4.2 fsck and /etc/rc question

[Steve Glaser]

In article <649 at turtlevax.UUCP> Ed(mund) Trujillo @ CADLINC, Menlo Park writes:

>Why does the following scenario happen under 4.2 running on a vax 750?
>
>At boot time,  fsck finds out that the root file system was modified so 
>it exits with a condition code of 4 that is passed on to /etc/rc which 
>immediately does an /etc/reboot -n.  According to the documentation for
>reboot the -n option avoids the sync.  Why then does fsck do a sync() 
>before the call to exit(4) ???  Is there a logical reason for this?

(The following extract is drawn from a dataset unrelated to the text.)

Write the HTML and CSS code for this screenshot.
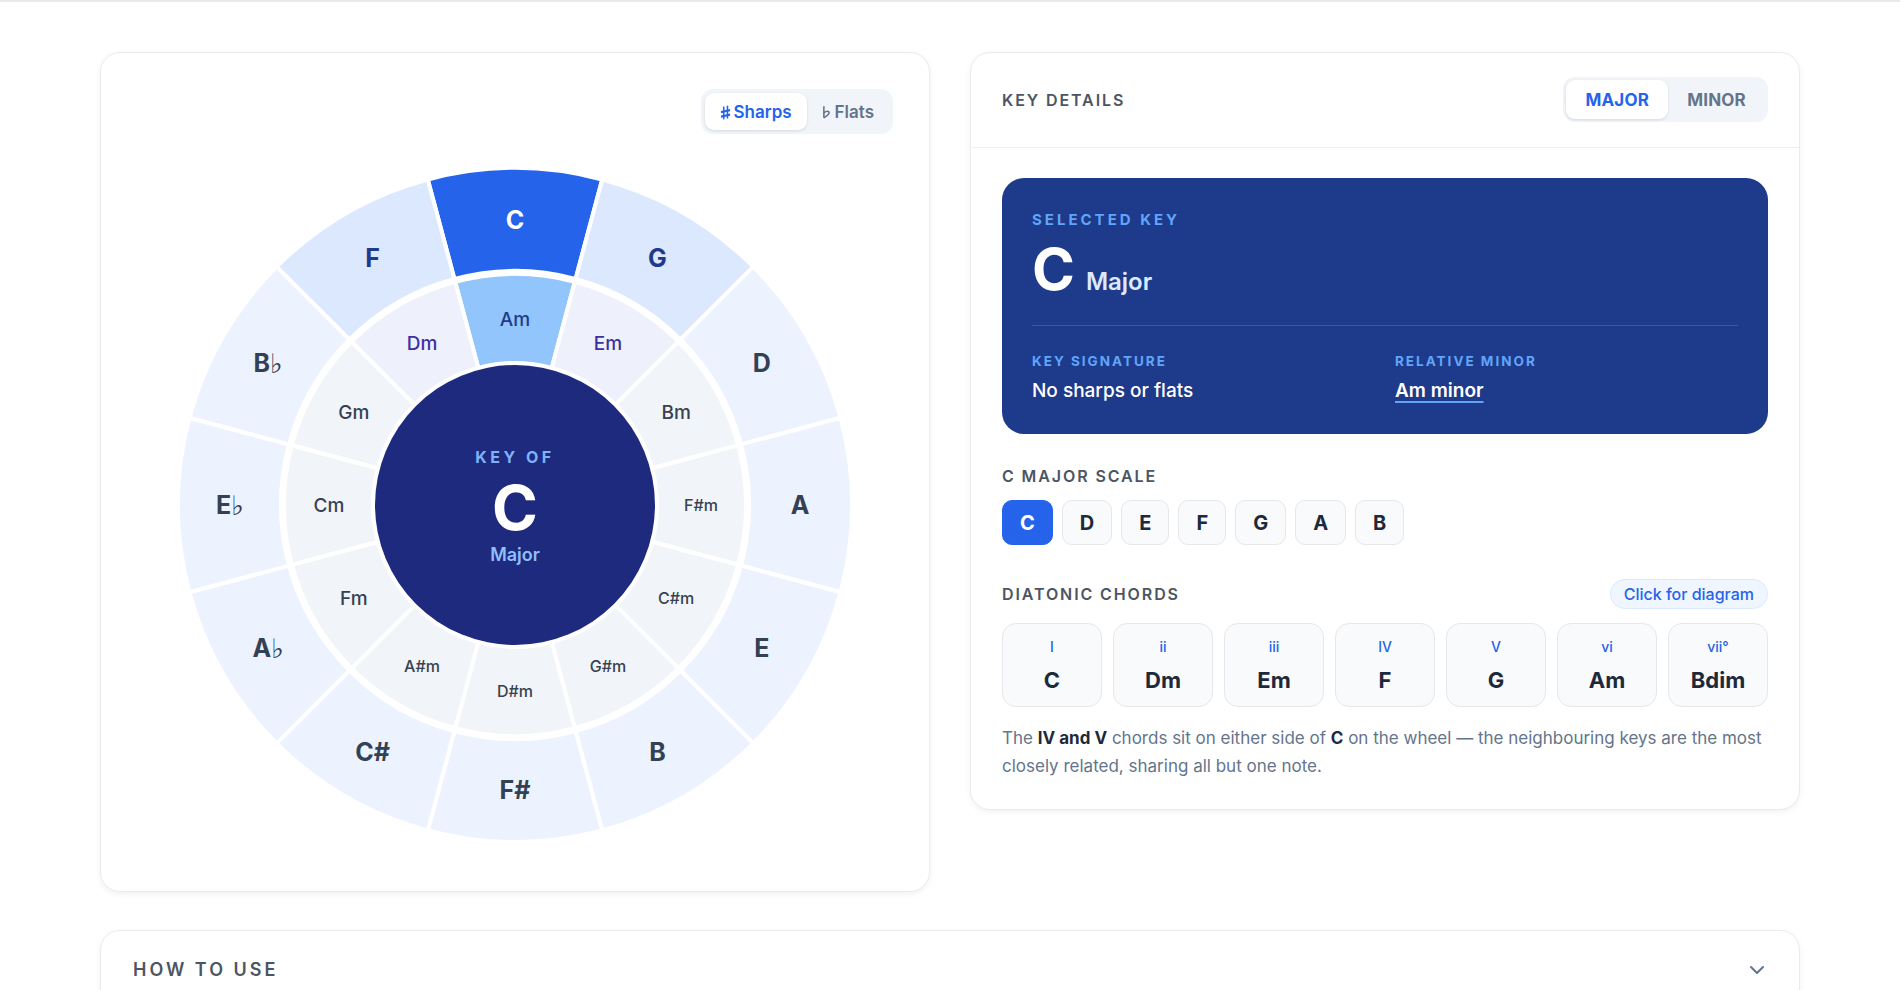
FILE: index.html
```html
<!DOCTYPE html>
<html lang="en">
<head>
<meta charset="utf-8">
<title>Circle of Fifths</title>
<link rel="stylesheet" href="styles.css">
</head>
<body>
<div class="topline"></div>
<main class="page">
  <div class="grid">
    <section class="card wheel-card">
      <div class="wheel-bar">
        <div class="toggle">
          <button class="toggle-btn is-active"><svg class="acc-icon" viewBox="0 0 12 16" width="11" height="15"><rect x="3.2" y="1.5" width="1.7" height="14"/><rect x="7.3" y="0.5" width="1.7" height="14"/><polygon points="1,6.4 11,4.2 11,6.6 1,8.8"/><polygon points="1,11.4 11,9.2 11,11.6 1,13.8"/></svg>Sharps</button>
          <button class="toggle-btn"><svg class="acc-icon flat-icon" viewBox="0 0 10 16" width="9" height="14"><path d="M2 1.5V14.6" fill="none" stroke="currentColor" stroke-width="1.8"/><path d="M2 14.6C5.6 12.6 8 10.6 8 8.7C8 6.8 5 6.6 2 8.9" fill="none" stroke="currentColor" stroke-width="1.8"/></svg>Flats</button>
        </div>
      </div>
      <svg class="wheel" viewBox="-350 -350 700 700" width="700" height="700">
        <defs>
          <path id="maj" d="M-87.22 -325.52A337 337 0 0 1 87.22 -325.52L60.56 -226.03A234 234 0 0 0 -60.56 -226.03Z"/>
          <path id="min" d="M-59.79 -223.13A231 231 0 0 1 59.79 -223.13L36.75 -137.16A142 142 0 0 0 -36.75 -137.16Z"/>
        </defs>
        <g class="ring">
          <use href="#maj" class="w-major w-active"/>
          <use href="#maj" class="w-major w-near" transform="rotate(30)"/>
          <use href="#maj" class="w-major" transform="rotate(60)"/>
          <use href="#maj" class="w-major" transform="rotate(90)"/>
          <use href="#maj" class="w-major" transform="rotate(120)"/>
          <use href="#maj" class="w-major" transform="rotate(150)"/>
          <use href="#maj" class="w-major" transform="rotate(180)"/>
          <use href="#maj" class="w-major" transform="rotate(210)"/>
          <use href="#maj" class="w-major" transform="rotate(240)"/>
          <use href="#maj" class="w-major" transform="rotate(270)"/>
          <use href="#maj" class="w-major" transform="rotate(300)"/>
          <use href="#maj" class="w-major w-near" transform="rotate(330)"/>
        </g>
        <g class="ring">
          <use href="#min" class="w-minor w-minor-active"/>
          <use href="#min" class="w-minor w-minor-near" transform="rotate(30)"/>
          <use href="#min" class="w-minor" transform="rotate(60)"/>
          <use href="#min" class="w-minor" transform="rotate(90)"/>
          <use href="#min" class="w-minor" transform="rotate(120)"/>
          <use href="#min" class="w-minor" transform="rotate(150)"/>
          <use href="#min" class="w-minor" transform="rotate(180)"/>
          <use href="#min" class="w-minor" transform="rotate(210)"/>
          <use href="#min" class="w-minor" transform="rotate(240)"/>
          <use href="#min" class="w-minor" transform="rotate(270)"/>
          <use href="#min" class="w-minor" transform="rotate(300)"/>
          <use href="#min" class="w-minor w-minor-near" transform="rotate(330)"/>
        </g>
        <g class="labels-major">
          <text x="0" y="-285" class="lbl-active">C</text>
          <text x="142.5" y="-246.8" class="lbl-near">G</text>
          <text x="246.8" y="-142.5">D</text>
          <text x="285" y="0">A</text>
          <text x="246.8" y="142.5">E</text>
          <text x="142.5" y="246.8">B</text>
          <text x="0" y="285">F#</text>
          <text x="-142.5" y="246.8">C#</text>
          <text x="-246.8" y="142.5">A<tspan class="flat">♭</tspan></text>
          <text x="-285" y="0">E<tspan class="flat">♭</tspan></text>
          <text x="-246.8" y="-142.5">B<tspan class="flat">♭</tspan></text>
          <text x="-142.5" y="-246.8" class="lbl-near">F</text>
        </g>
        <g class="labels-minor">
          <text x="0" y="-186" class="lbl-active">Am</text>
          <text x="93" y="-161.1" class="lbl-near">Em</text>
          <text x="161.1" y="-93">Bm</text>
          <text x="186" y="0" class="sm">F#m</text>
          <text x="161.1" y="93" class="sm">C#m</text>
          <text x="93" y="161.1" class="sm">G#m</text>
          <text x="0" y="186" class="sm">D#m</text>
          <text x="-93" y="161.1" class="sm">A#m</text>
          <text x="-161.1" y="93">Fm</text>
          <text x="-186" y="0">Cm</text>
          <text x="-161.1" y="-93">Gm</text>
          <text x="-93" y="-161.1" class="lbl-near">Dm</text>
        </g>
        <circle r="140" class="hub"/>
        <text x="0" y="-48" class="hub-eyebrow">KEY OF</text>
        <text x="0" y="2" class="hub-key">C</text>
        <text x="0" y="49" class="hub-mode">Major</text>
      </svg>
    </section>

    <section class="card details">
      <header class="details-head">
        <h2 class="eyebrow">KEY DETAILS</h2>
        <div class="toggle toggle-mode">
          <button class="toggle-btn is-active">MAJOR</button>
          <button class="toggle-btn">MINOR</button>
        </div>
      </header>
      <div class="details-body">
        <div class="hero">
          <div class="hero-label">SELECTED KEY</div>
          <div class="hero-title"><span class="hero-key">C</span><span class="hero-mode">Major</span></div>
          <div class="hero-facts">
            <div class="fact">
              <div class="fact-label">KEY SIGNATURE</div>
              <div class="fact-value">No sharps or flats</div>
            </div>
            <div class="fact">
              <div class="fact-label">RELATIVE MINOR</div>
              <div class="fact-value"><a class="fact-link">Am minor</a></div>
            </div>
          </div>
        </div>

        <div class="block block-scale">
          <h3 class="eyebrow">C MAJOR SCALE</h3>
          <div class="notes">
            <span class="note is-root">C</span>
            <span class="note">D</span>
            <span class="note">E</span>
            <span class="note">F</span>
            <span class="note">G</span>
            <span class="note">A</span>
            <span class="note">B</span>
          </div>
        </div>

        <div class="block block-chords">
          <div class="block-head">
            <h3 class="eyebrow">DIATONIC CHORDS</h3>
            <button class="pill">Click for diagram</button>
          </div>
          <div class="chords">
            <div class="chord"><div class="chord-num">I</div><div class="chord-name">C</div></div>
            <div class="chord"><div class="chord-num">ii</div><div class="chord-name">Dm</div></div>
            <div class="chord"><div class="chord-num">iii</div><div class="chord-name">Em</div></div>
            <div class="chord"><div class="chord-num">IV</div><div class="chord-name">F</div></div>
            <div class="chord"><div class="chord-num">V</div><div class="chord-name">G</div></div>
            <div class="chord"><div class="chord-num">vi</div><div class="chord-name">Am</div></div>
            <div class="chord"><div class="chord-num">vii°</div><div class="chord-name">Bdim</div></div>
          </div>
          <p class="desc">The <strong>IV and V</strong> chords sit on either side of <strong>C</strong> on the wheel — the neighbouring keys are the most closely related, sharing all but one note.</p>
        </div>
      </div>
    </section>
  </div>

  <section class="card howto">
    <h2 class="eyebrow howto-title">HOW TO USE</h2>
    <svg class="chev" viewBox="0 0 20 20" width="20" height="20"><path d="M4 7l6 6 6-6" fill="none" stroke="#64748b" stroke-width="2" stroke-linecap="round" stroke-linejoin="round"/></svg>
  </section>
</main>
</body>
</html>
```

FILE: styles.css
```css
* { box-sizing: border-box; }
html, body { margin: 0; padding: 0; background: #ffffff; }
body {
  font-family: "Inter", "Noto Sans", "DejaVu Sans", sans-serif;
  color: #1e293b;
}
button { font-family: inherit; border: 0; cursor: pointer; }
h2, h3, p { margin: 0; }

.topline { height: 2px; background: #e7e9ed; }

.page {
  width: 1700px;
  margin: 0 auto;
  padding-top: 50px;
}

.grid {
  display: grid;
  grid-template-columns: 830px 830px;
  gap: 40px;
  align-items: start;
}

.card {
  background: #fff;
  border: 1px solid #e8ebf0;
  border-radius: 20px;
  box-shadow: 0 2px 6px rgba(15, 23, 42, 0.06);
}

/* ---------- wheel card ---------- */
.wheel-card {
  padding: 36px;
  display: flex;
  flex-direction: column;
  align-items: center;
}
.wheel-bar { align-self: stretch; display: flex; justify-content: flex-end; }

.toggle {
  display: flex;
  background: #f1f5f9;
  border-radius: 12px;
  padding: 4px;
}
.toggle-btn {
  height: 37px;
  padding: 0 15px;
  border-radius: 9px;
  background: transparent;
  font-size: 17px;
  font-weight: 600;
  color: #64748b;
  display: flex;
  align-items: center;
}
.toggle-btn.is-active {
  background: #fff;
  color: #2563eb;
  box-shadow: 0 1px 3px rgba(15, 23, 42, 0.12);
}
.acc-icon { fill: currentColor; margin-right: 3px; margin-top: 1px; }
.flat-icon { fill: none; margin-right: 4px; }

.wheel { display: block; margin-top: 21px; }
.w-major { fill: #ecf3fe; stroke: #fff; stroke-width: 4; }
.w-major.w-near { fill: #dbe8fd; }
.w-major.w-active { fill: #2563eb; }
.w-minor { fill: #f1f4f8; stroke: #fff; stroke-width: 4; }
.w-minor.w-minor-near { fill: #eef1fc; }
.w-minor.w-minor-active { fill: #93c5fd; }

.wheel text {
  font-family: "Inter", "DejaVu Sans", sans-serif;
  text-anchor: middle;
  dominant-baseline: central;
}
.labels-major text { font-size: 25px; font-weight: 700; fill: #334155; }
.labels-major text.lbl-near { fill: #1e3a8a; }
.labels-major text.lbl-active { fill: #ffffff; }
.wheel text tspan.flat { font-family: "DejaVu Sans", sans-serif; font-weight: 700; font-size: 27px; }
.labels-minor text { font-size: 19px; font-weight: 500; fill: #374151; }
.labels-minor text.sm { font-size: 16px; }
.labels-minor text.lbl-near { fill: #3b2fa3; }
.labels-minor text.lbl-active { fill: #1e3a8a; }

.hub { fill: #1e2a7d; }
.wheel text.hub-eyebrow { font-size: 16px; font-weight: 700; letter-spacing: 3.5px; fill: #7fb2fb; }
.wheel text.hub-key { font-size: 62px; font-weight: 700; fill: #ffffff; }
.wheel text.hub-mode { font-size: 18px; font-weight: 600; fill: #8fbffc; }

/* ---------- details card ---------- */
.details-head {
  display: flex;
  justify-content: space-between;
  align-items: center;
  padding: 24px 31px 25px 31px;
  border-bottom: 1px solid #eef0f4;
}
.eyebrow {
  font-size: 16px;
  font-weight: 600;
  letter-spacing: 1.9px;
  color: #4b5563;
}
.toggle-mode { padding: 3px; }
.toggle-mode .toggle-btn {
  height: 39px;
  padding: 0 19px;
  font-size: 17px;
  font-weight: 700;
  letter-spacing: 0.2px;
}

.details-body { padding: 30px 31px 29px 31px; }

.hero {
  background: #1e3a8a;
  border-radius: 22px;
  padding: 32px 30px 30px 30px;
  color: #fff;
}
.hero-label {
  font-size: 15px;
  font-weight: 700;
  letter-spacing: 3px;
  color: #60a5fa;
  line-height: 20px;
}
.hero-title {
  display: flex;
  align-items: baseline;
  gap: 11px;
  margin-top: 10px;
  padding-bottom: 14px;
  border-bottom: 1px solid rgba(147, 197, 253, 0.22);
  line-height: 58px;
}
.hero-key { font-size: 58px; font-weight: 700; }
.hero-mode { font-size: 24px; font-weight: 600; color: #dbeafe; }
.hero-facts {
  display: grid;
  grid-template-columns: 1fr 1fr;
  gap: 20px;
  margin-top: 26px;
}
.fact-label {
  font-size: 13.5px;
  font-weight: 700;
  letter-spacing: 2px;
  color: #60a5fa;
  line-height: 18px;
}
.fact-value {
  margin-top: 8px;
  font-size: 19px;
  font-weight: 500;
  line-height: 26px;
  color: #fff;
}
.fact-link {
  font-weight: 600;
  text-decoration: underline;
  text-decoration-color: #60a5fa;
  text-underline-offset: 4px;
  text-decoration-thickness: 1.5px;
}

.block-scale { margin-top: 32px; }
.block-scale .eyebrow { line-height: 20px; }
.notes { display: flex; gap: 9px; margin-top: 14px; }
.note {
  height: 45px;
  padding: 0 17px;
  display: flex;
  align-items: center;
  justify-content: center;
  border-radius: 10px;
  background: #f8fafc;
  border: 1px solid #e5e7eb;
  font-size: 20px;
  font-weight: 700;
  color: #1e293b;
}
.note.is-root { background: #2563eb; border-color: #2563eb; color: #fff; }

.block-chords { margin-top: 34px; }
.block-head { display: flex; justify-content: space-between; align-items: center; }
.pill {
  height: 30px;
  padding: 0 13px;
  border-radius: 15px;
  background: #eff6ff;
  border: 1px solid #dbeafe;
  color: #2563eb;
  font-size: 16px;
  font-weight: 500;
}
.chords {
  display: grid;
  grid-template-columns: repeat(7, 1fr);
  gap: 11px;
  margin-top: 14px;
}
.chord {
  display: flex;
  flex-direction: column;
  align-items: center;
  padding: 14px 0 12px 0;
  background: #f8fafc;
  border: 1px solid #e5e7eb;
  border-radius: 14px;
}
.chord-num { font-size: 14px; font-weight: 500; color: #2563eb; line-height: 18px; }
.chord-name { margin-top: 10px; font-size: 22px; font-weight: 700; color: #1e293b; line-height: 28px; }

.desc {
  margin-top: 17px;
  font-size: 17px;
  line-height: 28px;
  color: #64748b;
}
.desc strong { color: #1e293b; font-weight: 700; }

/* ---------- how to use ---------- */
.howto {
  margin-top: 38px;
  padding: 27px 32px 40px 32px;
  display: flex;
  justify-content: space-between;
  align-items: flex-start;
}
.howto-title { font-size: 18px; letter-spacing: 3px; line-height: 24px; }
.chev { margin-top: 2px; }
```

4.2 fsck uses the cooked device on the fsck of the root filesystem.
When fsck is done, if it had to modify the superblock of the filesystem
there will be TWO copies of the superblock around in kernel memory.
One is the copy kept by the kernel cause the file system is mounted and
the other is a normal block in the block buffer cache due to the write
by fsck when it fixed the superblock.  The sync(2) system call will out
BOTH of these copies (and always has).  The trick on 4.2 (4.1 too?) is
that they the kernel makes sure that the block buffer version gets
written out *after* the other one.  Thus the sync inside fsck is
correct and gets the updated stiff onto the disk.

You must then avoid all syncs until the reboot cause the copy in the
block buffer cache is no longer marked dirty (cause the sync in fsck
wrote it out and nobody has changed it since then).  Thus another sync
would write out the wrong copy of the superblock onto disk, undoing
some of the work that fsck just did.

Summary: this is a case where one sync (inside fsck) is correct and
more than one will undo some of the work fsck just did for you.

Disclaimer: I'm not saying that I *like* this scheme.  It works, but
seems kinda fragile.  At bare minimum, it should be documented and the
"new expanded" semantics of sync(2) should be guaranteed by all future
systems.

	Steve Glaser
	tektronix!steveg